Given request: Set down every entry again word for word, please, but skip the pictures.

══════════════════════════════

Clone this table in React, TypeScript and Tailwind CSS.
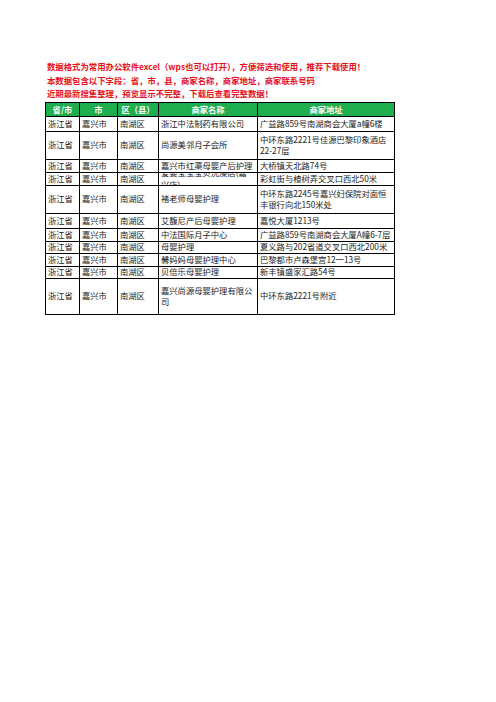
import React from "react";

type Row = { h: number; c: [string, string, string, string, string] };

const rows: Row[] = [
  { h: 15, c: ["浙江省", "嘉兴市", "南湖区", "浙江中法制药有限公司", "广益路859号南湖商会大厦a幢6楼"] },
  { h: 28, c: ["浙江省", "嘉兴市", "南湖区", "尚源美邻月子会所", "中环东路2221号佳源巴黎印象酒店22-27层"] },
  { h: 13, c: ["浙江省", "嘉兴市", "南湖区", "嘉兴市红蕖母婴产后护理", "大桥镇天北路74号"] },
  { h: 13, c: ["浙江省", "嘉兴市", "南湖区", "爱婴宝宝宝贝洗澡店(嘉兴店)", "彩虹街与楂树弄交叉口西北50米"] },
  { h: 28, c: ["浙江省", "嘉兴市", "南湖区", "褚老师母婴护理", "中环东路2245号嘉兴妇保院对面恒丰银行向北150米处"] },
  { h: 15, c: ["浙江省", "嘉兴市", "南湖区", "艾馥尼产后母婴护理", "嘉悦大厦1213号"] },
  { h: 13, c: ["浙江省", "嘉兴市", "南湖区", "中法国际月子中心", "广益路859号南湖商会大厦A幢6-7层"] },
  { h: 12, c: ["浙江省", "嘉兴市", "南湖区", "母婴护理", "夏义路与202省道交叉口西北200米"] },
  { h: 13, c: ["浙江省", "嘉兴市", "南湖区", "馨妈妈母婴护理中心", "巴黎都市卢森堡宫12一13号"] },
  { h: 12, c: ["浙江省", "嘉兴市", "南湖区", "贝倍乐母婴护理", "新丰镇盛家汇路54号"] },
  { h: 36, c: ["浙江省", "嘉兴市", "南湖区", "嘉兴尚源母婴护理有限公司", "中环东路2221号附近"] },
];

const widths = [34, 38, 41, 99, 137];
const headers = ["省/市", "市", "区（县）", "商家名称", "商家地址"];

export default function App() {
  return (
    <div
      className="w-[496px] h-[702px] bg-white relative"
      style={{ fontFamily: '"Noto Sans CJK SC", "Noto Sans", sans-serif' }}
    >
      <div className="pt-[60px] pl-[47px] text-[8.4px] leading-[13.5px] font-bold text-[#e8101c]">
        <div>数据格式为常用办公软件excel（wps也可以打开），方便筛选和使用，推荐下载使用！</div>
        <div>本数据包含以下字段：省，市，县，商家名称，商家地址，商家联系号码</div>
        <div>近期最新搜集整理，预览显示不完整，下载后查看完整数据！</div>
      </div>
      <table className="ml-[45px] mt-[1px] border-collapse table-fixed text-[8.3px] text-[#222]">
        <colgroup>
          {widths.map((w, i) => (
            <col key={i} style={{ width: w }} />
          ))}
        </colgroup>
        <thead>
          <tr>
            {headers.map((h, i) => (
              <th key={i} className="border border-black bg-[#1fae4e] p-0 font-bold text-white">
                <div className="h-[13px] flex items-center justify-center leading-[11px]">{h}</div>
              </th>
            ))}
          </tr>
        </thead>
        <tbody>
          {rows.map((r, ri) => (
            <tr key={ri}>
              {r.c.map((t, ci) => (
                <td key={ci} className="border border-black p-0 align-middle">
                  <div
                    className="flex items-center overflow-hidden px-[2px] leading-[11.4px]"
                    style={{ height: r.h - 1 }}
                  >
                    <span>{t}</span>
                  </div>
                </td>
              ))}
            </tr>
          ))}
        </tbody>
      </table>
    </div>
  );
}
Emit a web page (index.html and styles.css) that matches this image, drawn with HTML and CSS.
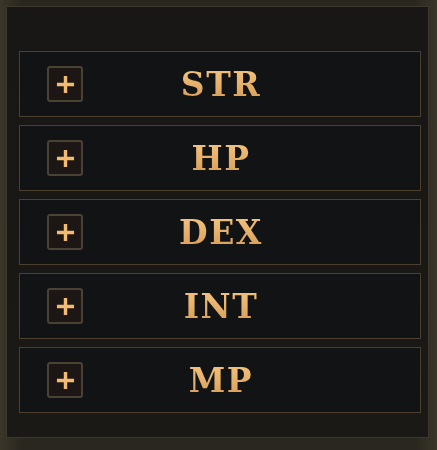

══════════════════════════════

Correct answer:
Clone this table in React, TypeScript and Tailwind CSS.
import React from "react";

type Row = { h: number; c: [string, string, string, string, string] };

const rows: Row[] = [
  { h: 15, c: ["浙江省", "嘉兴市", "南湖区", "浙江中法制药有限公司", "广益路859号南湖商会大厦a幢6楼"] },
  { h: 28, c: ["浙江省", "嘉兴市", "南湖区", "尚源美邻月子会所", "中环东路2221号佳源巴黎印象酒店22-27层"] },
  { h: 13, c: ["浙江省", "嘉兴市", "南湖区", "嘉兴市红蕖母婴产后护理", "大桥镇天北路74号"] },
  { h: 13, c: ["浙江省", "嘉兴市", "南湖区", "爱婴宝宝宝贝洗澡店(嘉兴店)", "彩虹街与楂树弄交叉口西北50米"] },
  { h: 28, c: ["浙江省", "嘉兴市", "南湖区", "褚老师母婴护理", "中环东路2245号嘉兴妇保院对面恒丰银行向北150米处"] },
  { h: 15, c: ["浙江省", "嘉兴市", "南湖区", "艾馥尼产后母婴护理", "嘉悦大厦1213号"] },
  { h: 13, c: ["浙江省", "嘉兴市", "南湖区", "中法国际月子中心", "广益路859号南湖商会大厦A幢6-7层"] },
  { h: 12, c: ["浙江省", "嘉兴市", "南湖区", "母婴护理", "夏义路与202省道交叉口西北200米"] },
  { h: 13, c: ["浙江省", "嘉兴市", "南湖区", "馨妈妈母婴护理中心", "巴黎都市卢森堡宫12一13号"] },
  { h: 12, c: ["浙江省", "嘉兴市", "南湖区", "贝倍乐母婴护理", "新丰镇盛家汇路54号"] },
  { h: 36, c: ["浙江省", "嘉兴市", "南湖区", "嘉兴尚源母婴护理有限公司", "中环东路2221号附近"] },
];

const widths = [34, 38, 41, 99, 137];
const headers = ["省/市", "市", "区（县）", "商家名称", "商家地址"];

export default function App() {
  return (
    <div
      className="w-[496px] h-[702px] bg-white relative"
      style={{ fontFamily: '"Noto Sans CJK SC", "Noto Sans", sans-serif' }}
    >
      <div className="pt-[60px] pl-[47px] text-[8.4px] leading-[13.5px] font-bold text-[#e8101c]">
        <div>数据格式为常用办公软件excel（wps也可以打开），方便筛选和使用，推荐下载使用！</div>
        <div>本数据包含以下字段：省，市，县，商家名称，商家地址，商家联系号码</div>
        <div>近期最新搜集整理，预览显示不完整，下载后查看完整数据！</div>
      </div>
      <table className="ml-[45px] mt-[1px] border-collapse table-fixed text-[8.3px] text-[#222]">
        <colgroup>
          {widths.map((w, i) => (
            <col key={i} style={{ width: w }} />
          ))}
        </colgroup>
        <thead>
          <tr>
            {headers.map((h, i) => (
              <th key={i} className="border border-black bg-[#1fae4e] p-0 font-bold text-white">
                <div className="h-[13px] flex items-center justify-center leading-[11px]">{h}</div>
              </th>
            ))}
          </tr>
        </thead>
        <tbody>
          {rows.map((r, ri) => (
            <tr key={ri}>
              {r.c.map((t, ci) => (
                <td key={ci} className="border border-black p-0 align-middle">
                  <div
                    className="flex items-center overflow-hidden px-[2px] leading-[11.4px]"
                    style={{ height: r.h - 1 }}
                  >
                    <span>{t}</span>
                  </div>
                </td>
              ))}
            </tr>
          ))}
        </tbody>
      </table>
    </div>
  );
}
Emit a web page (index.html and styles.css) that matches this image, drawn with HTML and CSS.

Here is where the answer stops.